Monday, April 29, 2013 - 3:05pm
1 hour (actually 50 minutes)
The problem of quantifying the amount of information loss due to a random transformation (or a noisy channel) arises in a variety of contexts, such as machine learning, stochastic simulation, error-correcting codes, or computation in circuits with noisy gates, to name just a few. This talk will focus on discrete channels, where both the input and output sets are finite. The noisiness of a discrete channel can be measured by comparing suitable functionals of the input and output distributions. For instance, if we fix a reference input distribution, then the worst-case ratio of output relative entropy (Kullback-Leibler divergence) to input relative entropy for any other input distribution is bounded by one, by the data processing theorem.

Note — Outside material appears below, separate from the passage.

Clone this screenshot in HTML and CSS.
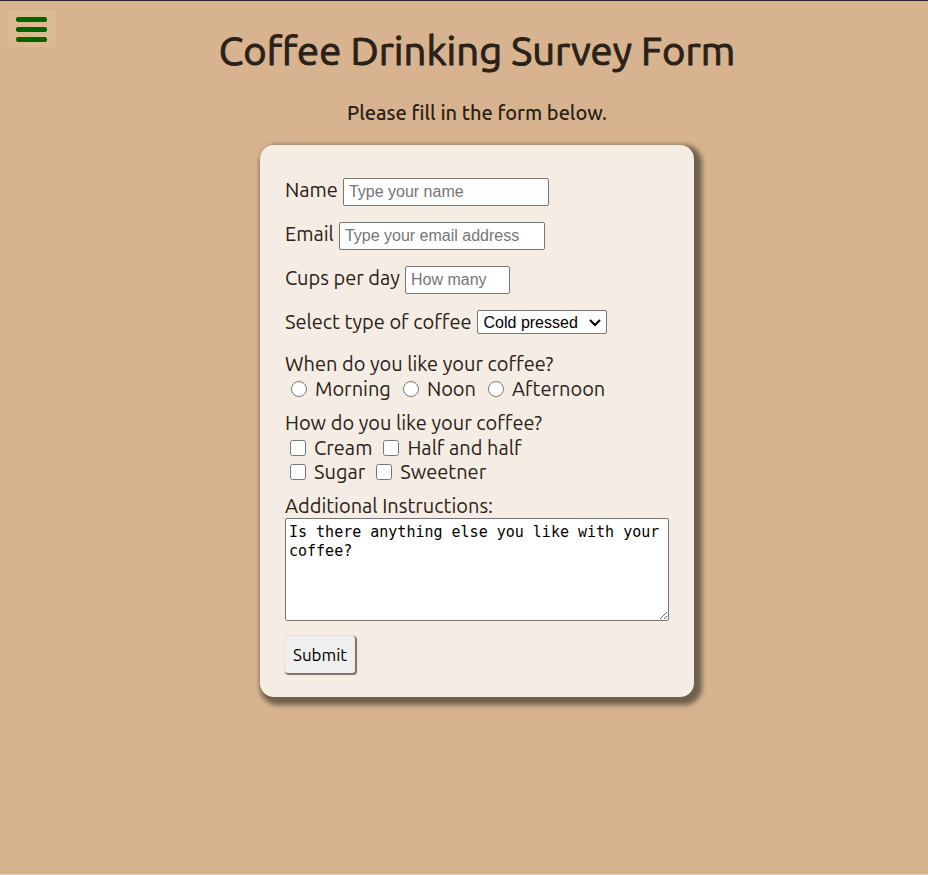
FILE: index.html
```html
<!DOCTYPE html>
<html lang="en">
<head>
<meta charset="utf-8">
<meta name="viewport" content="width=device-width, initial-scale=1">
<title>Coffee Drinking Survey Form</title>
<link rel="stylesheet" href="styles.css">
</head>
<body>
<button class="menu" type="button" aria-label="Menu">
<svg width="31" height="25" viewBox="0 0 31 25" fill="#006400" aria-hidden="true"><rect width="31" height="5" rx="2"/><rect y="10" width="31" height="5" rx="2"/><rect y="20" width="31" height="5" rx="2"/></svg>
</button>
<main class="page">
<h1 class="title">Coffee Drinking Survey Form</h1>
<p class="intro">Please fill in the form below.</p>
<form class="card">
<div class="field"><label for="name">Name</label><input class="text" id="name" type="text" placeholder="Type your name"></div>
<div class="field"><label for="email">Email</label><input class="text" id="email" type="email" placeholder="Type your email address"></div>
<div class="field"><label for="cups">Cups per day</label><input class="text number" id="cups" type="number" placeholder="How many"></div>
<div class="field"><label for="type">Select type of coffee</label><span class="picker"><select class="select" id="type"><option>Cold pressed</option></select><svg class="chevron" width="12" height="8" viewBox="0 0 12 8" fill="none" stroke="#000" stroke-width="2" aria-hidden="true"><path d="M1 1l5 5 5-5"/></svg></span></div>
<fieldset class="group group-first">
<legend>When do you like your coffee?</legend>
<div class="options radios"><label class="option"><input type="radio" name="when">Morning</label><label class="option"><input type="radio" name="when">Noon</label><label class="option"><input type="radio" name="when">Afternoon</label></div>
</fieldset>
<fieldset class="group">
<legend>How do you like your coffee?</legend>
<div class="options"><label class="option"><input type="checkbox">Cream</label><label class="option"><input type="checkbox">Half and half</label></div>
<div class="options"><label class="option"><input type="checkbox">Sugar</label><label class="option"><input type="checkbox">Sweetner</label></div>
</fieldset>
<div class="group">
<label for="notes">Additional Instructions:</label>
<textarea class="notes" id="notes">Is there anything else you like with your coffee?</textarea>
</div>
<button class="submit" type="submit">Submit</button>
</form>
</main>
</body>
</html>
```
FILE: styles.css
```css
* {
  box-sizing: border-box;
}

body {
  margin: 0;
  min-height: 100vh;
  border-top: 1px solid #23202b;
  border-bottom: 1px solid #e2d3d5;
  background: #d7b48f;
  color: #2a2118;
  font: 20px/24px "Ubuntu", "Noto Sans", sans-serif;
}

.menu {
  position: absolute;
  top: 10px;
  left: 7px;
  display: flex;
  padding: 7px 9px 5px;
  border: 0;
  background: #d9bb92;
}

.page {
  display: flex;
  flex-direction: column;
  align-items: center;
  padding: 26px 0 24px 26px;
}

.title {
  margin: 0;
  font-size: 40px;
  line-height: 48px;
  font-weight: 400;
  -webkit-text-stroke: 1px #2a2118;
}

.intro {
  margin: 26px 0 20px;
  font-weight: 500;
}

.card {
  width: 100%;
  max-width: 434px;
  padding: 33px 25px 24px;
  border-radius: 14px;
  background: #f5ede3;
  box-shadow: 4px 4px 5px 4px #6f5f4e;
}

.field {
  display: flex;
  gap: 5px;
  margin-bottom: 16px;
}

.text {
  width: 206px;
  height: 28px;
  padding: 1px 5px;
  border: 1px solid #767676;
  border-radius: 2px;
  background: #fff;
  font: 16px "Liberation Sans", sans-serif;
}

.number {
  width: 105px;
}

.picker {
  position: relative;
  display: flex;
  height: 24px;
}

.select {
  appearance: none;
  width: 130px;
  height: 24px;
  padding: 0 6px;
  border: 1px solid #767676;
  border-radius: 2px;
  background: #fff;
  color: #000;
  font: 16px "Liberation Sans", sans-serif;
}

.chevron {
  position: absolute;
  top: 9px;
  right: 6px;
  pointer-events: none;
}

.group {
  margin: 10px 0 0;
  padding: 0;
  border: 0;
}

.group-first {
  margin-top: 18px;
}

.group legend {
  padding: 0 0 1px;
}

.options {
  display: flex;
  gap: 11px;
  padding-left: 5px;
}

.radios {
  gap: 12px;
  padding-left: 6px;
}

.option {
  display: flex;
  align-items: center;
  gap: 8px;
}

.option input {
  width: 16px;
  height: 16px;
  margin: 0;
}

.notes {
  display: block;
  width: 100%;
  height: 103px;
  padding: 4px 3px;
  border: 1px solid #767676;
  border-radius: 2px;
  background: #fff;
  color: #000;
  font: 15px/19px "DejaVu Sans Mono", monospace;
}

.submit {
  display: block;
  height: 37px;
  margin-top: 15px;
  padding: 0 8px;
  border: 0;
  border-radius: 3px;
  background: #efefef;
  box-shadow: 1px 1px 1px 1px #7c7065;
  color: #000;
  font: 17px "Ubuntu", "Noto Sans", sans-serif;
}
```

However, for a fixed reference input distribution, this quantity may be strictly smaller than one, giving so-called strong data processing inequalities (SDPIs). I will show that the problem of determining both the best constant in an SDPI and any input distributions that achieve it can be addressed using logarithmic Sobolev inequalities, which relate input relative entropy to certain measures of input-output correlation. I will also show that SDPIs for Kullback-Leibler divergence arises as a limiting case of a family of SDPIs for Renyi divergence, and discuss the relationship to hypercontraction of Markov operators.